◆ **Your objective**
Select every line below containing the word "index".

◆ **Provided entries**
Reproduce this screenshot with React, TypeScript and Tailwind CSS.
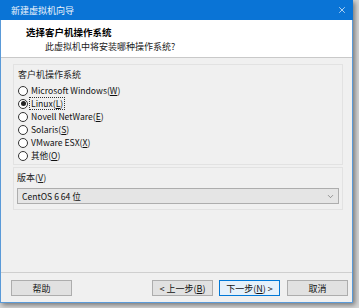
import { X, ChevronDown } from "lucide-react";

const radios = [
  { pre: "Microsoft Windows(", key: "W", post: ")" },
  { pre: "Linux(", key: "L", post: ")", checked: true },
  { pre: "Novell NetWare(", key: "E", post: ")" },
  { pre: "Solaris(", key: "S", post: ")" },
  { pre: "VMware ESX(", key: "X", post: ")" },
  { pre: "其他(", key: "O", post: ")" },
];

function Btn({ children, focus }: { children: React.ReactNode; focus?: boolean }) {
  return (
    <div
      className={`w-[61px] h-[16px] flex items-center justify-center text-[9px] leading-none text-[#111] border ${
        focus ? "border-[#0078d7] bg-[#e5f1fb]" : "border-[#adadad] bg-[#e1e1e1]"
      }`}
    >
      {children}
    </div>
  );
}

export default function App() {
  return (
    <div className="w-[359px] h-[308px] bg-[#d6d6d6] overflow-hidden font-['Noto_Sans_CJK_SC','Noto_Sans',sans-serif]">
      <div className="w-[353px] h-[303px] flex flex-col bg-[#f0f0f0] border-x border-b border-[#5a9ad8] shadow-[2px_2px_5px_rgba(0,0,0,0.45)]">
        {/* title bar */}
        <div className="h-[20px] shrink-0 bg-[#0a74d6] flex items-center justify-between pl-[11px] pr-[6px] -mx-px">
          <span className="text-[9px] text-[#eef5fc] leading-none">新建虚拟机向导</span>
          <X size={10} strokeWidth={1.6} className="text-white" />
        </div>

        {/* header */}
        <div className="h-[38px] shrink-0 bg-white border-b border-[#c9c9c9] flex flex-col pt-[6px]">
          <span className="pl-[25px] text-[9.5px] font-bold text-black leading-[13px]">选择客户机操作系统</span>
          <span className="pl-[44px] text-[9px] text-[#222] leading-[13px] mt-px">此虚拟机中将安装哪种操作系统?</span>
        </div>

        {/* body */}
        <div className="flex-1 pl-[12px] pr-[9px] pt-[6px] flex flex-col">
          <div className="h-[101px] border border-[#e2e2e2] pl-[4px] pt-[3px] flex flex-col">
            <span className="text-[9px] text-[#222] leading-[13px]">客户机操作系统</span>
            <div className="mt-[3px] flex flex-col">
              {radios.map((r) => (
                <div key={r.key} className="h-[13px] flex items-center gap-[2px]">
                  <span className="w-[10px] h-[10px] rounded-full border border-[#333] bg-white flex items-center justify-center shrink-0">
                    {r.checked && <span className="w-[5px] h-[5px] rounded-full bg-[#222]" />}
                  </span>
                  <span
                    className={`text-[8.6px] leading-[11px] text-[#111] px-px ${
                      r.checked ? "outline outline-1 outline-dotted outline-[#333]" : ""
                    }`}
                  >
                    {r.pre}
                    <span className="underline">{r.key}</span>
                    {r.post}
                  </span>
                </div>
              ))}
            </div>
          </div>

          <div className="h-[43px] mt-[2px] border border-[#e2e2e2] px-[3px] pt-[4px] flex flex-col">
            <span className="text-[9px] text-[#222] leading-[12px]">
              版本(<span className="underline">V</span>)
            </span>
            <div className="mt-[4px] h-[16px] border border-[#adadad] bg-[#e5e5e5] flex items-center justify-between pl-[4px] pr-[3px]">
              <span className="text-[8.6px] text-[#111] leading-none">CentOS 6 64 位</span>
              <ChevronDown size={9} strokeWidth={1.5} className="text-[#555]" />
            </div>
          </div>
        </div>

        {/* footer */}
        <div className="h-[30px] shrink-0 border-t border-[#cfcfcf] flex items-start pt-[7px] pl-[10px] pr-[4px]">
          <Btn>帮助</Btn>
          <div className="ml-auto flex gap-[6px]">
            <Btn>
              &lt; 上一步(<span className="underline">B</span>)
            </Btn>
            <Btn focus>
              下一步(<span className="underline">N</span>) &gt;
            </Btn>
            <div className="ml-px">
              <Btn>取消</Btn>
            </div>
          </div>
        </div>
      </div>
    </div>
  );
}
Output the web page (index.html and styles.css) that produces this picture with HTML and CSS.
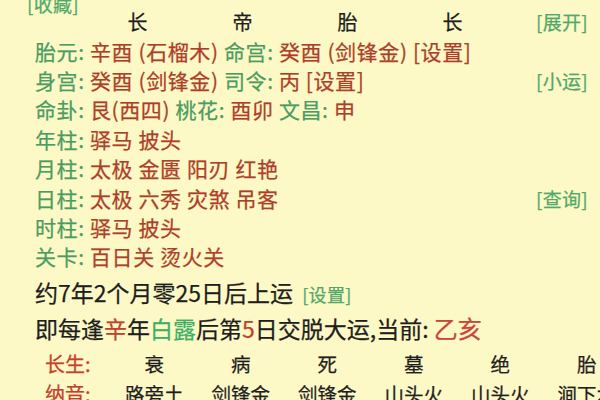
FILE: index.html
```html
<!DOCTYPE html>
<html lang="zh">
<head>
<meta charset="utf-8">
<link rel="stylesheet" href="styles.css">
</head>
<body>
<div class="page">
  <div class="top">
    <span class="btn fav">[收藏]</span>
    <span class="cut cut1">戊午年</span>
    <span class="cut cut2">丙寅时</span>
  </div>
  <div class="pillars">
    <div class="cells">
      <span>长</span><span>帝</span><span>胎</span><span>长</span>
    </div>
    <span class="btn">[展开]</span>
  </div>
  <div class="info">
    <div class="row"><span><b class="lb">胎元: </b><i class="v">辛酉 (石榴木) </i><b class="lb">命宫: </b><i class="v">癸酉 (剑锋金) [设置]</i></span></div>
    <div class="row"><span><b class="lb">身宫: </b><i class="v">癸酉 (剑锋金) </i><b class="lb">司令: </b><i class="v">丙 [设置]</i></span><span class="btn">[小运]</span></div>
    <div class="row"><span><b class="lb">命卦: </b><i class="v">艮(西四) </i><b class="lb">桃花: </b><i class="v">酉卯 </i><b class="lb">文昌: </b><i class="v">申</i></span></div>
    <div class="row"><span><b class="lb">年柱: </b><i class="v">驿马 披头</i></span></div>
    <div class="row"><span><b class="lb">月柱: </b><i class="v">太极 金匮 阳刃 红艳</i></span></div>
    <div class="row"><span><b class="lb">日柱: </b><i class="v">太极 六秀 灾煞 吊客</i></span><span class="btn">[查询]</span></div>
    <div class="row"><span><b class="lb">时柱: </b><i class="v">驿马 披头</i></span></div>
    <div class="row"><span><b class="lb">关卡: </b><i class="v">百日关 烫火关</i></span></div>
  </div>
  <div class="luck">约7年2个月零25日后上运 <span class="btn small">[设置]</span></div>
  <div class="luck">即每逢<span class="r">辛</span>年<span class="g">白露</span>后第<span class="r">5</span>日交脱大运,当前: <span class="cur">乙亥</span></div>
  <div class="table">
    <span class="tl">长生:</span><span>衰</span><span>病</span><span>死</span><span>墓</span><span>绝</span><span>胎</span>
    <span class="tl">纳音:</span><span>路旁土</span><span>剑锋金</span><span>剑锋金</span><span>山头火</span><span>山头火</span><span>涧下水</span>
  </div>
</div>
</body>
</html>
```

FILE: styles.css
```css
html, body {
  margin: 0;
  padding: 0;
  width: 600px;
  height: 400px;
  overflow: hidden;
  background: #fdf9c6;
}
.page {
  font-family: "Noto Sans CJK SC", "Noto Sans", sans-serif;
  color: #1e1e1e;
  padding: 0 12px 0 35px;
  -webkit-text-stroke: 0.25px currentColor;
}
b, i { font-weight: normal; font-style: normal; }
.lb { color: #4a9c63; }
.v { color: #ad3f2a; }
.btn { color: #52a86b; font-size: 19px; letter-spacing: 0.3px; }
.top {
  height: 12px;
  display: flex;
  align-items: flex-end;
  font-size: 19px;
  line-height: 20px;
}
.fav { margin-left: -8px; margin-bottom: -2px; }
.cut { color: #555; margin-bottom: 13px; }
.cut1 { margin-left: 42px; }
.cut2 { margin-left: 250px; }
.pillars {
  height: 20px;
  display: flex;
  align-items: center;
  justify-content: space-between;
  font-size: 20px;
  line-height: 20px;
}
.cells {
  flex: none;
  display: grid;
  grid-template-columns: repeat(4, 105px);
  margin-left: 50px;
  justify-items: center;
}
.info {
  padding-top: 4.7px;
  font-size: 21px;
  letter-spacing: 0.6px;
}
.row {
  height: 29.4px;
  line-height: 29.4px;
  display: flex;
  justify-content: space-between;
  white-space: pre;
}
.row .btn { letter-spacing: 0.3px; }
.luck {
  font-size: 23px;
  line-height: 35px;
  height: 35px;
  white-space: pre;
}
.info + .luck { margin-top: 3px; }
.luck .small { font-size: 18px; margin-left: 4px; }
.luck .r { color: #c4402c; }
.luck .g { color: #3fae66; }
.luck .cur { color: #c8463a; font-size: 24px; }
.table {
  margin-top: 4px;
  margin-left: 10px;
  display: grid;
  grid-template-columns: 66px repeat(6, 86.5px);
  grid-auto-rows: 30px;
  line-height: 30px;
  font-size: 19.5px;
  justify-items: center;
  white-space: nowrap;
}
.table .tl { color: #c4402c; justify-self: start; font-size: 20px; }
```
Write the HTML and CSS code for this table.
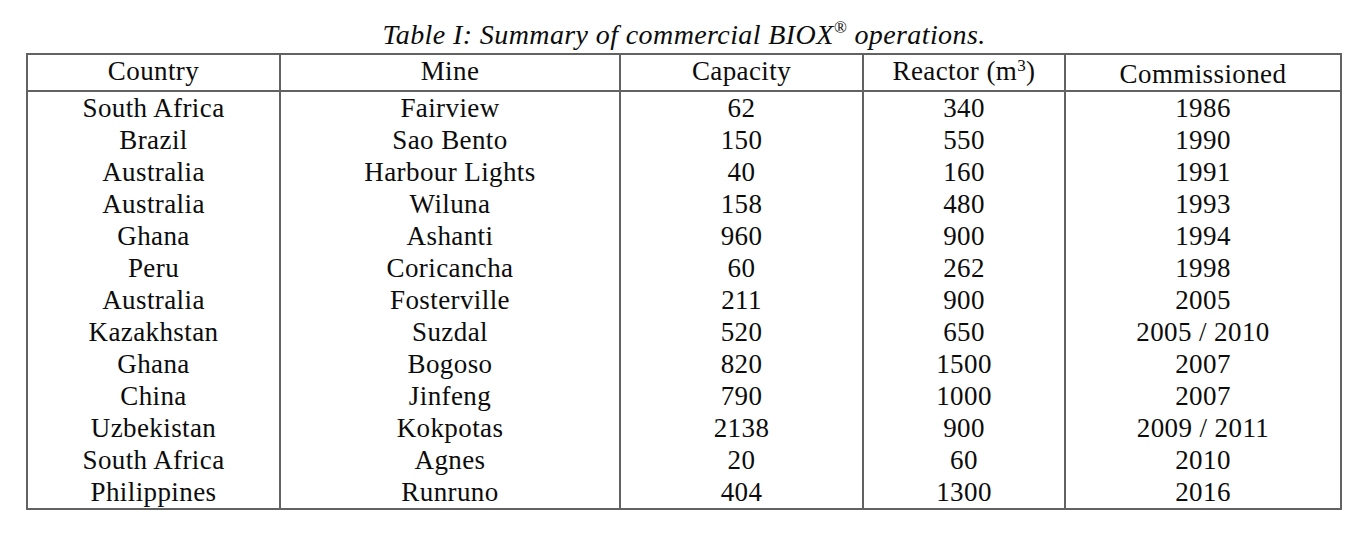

◆ **Answer to the problem**
Output the web page (index.html and styles.css) that produces this picture with HTML and CSS.
FILE: index.html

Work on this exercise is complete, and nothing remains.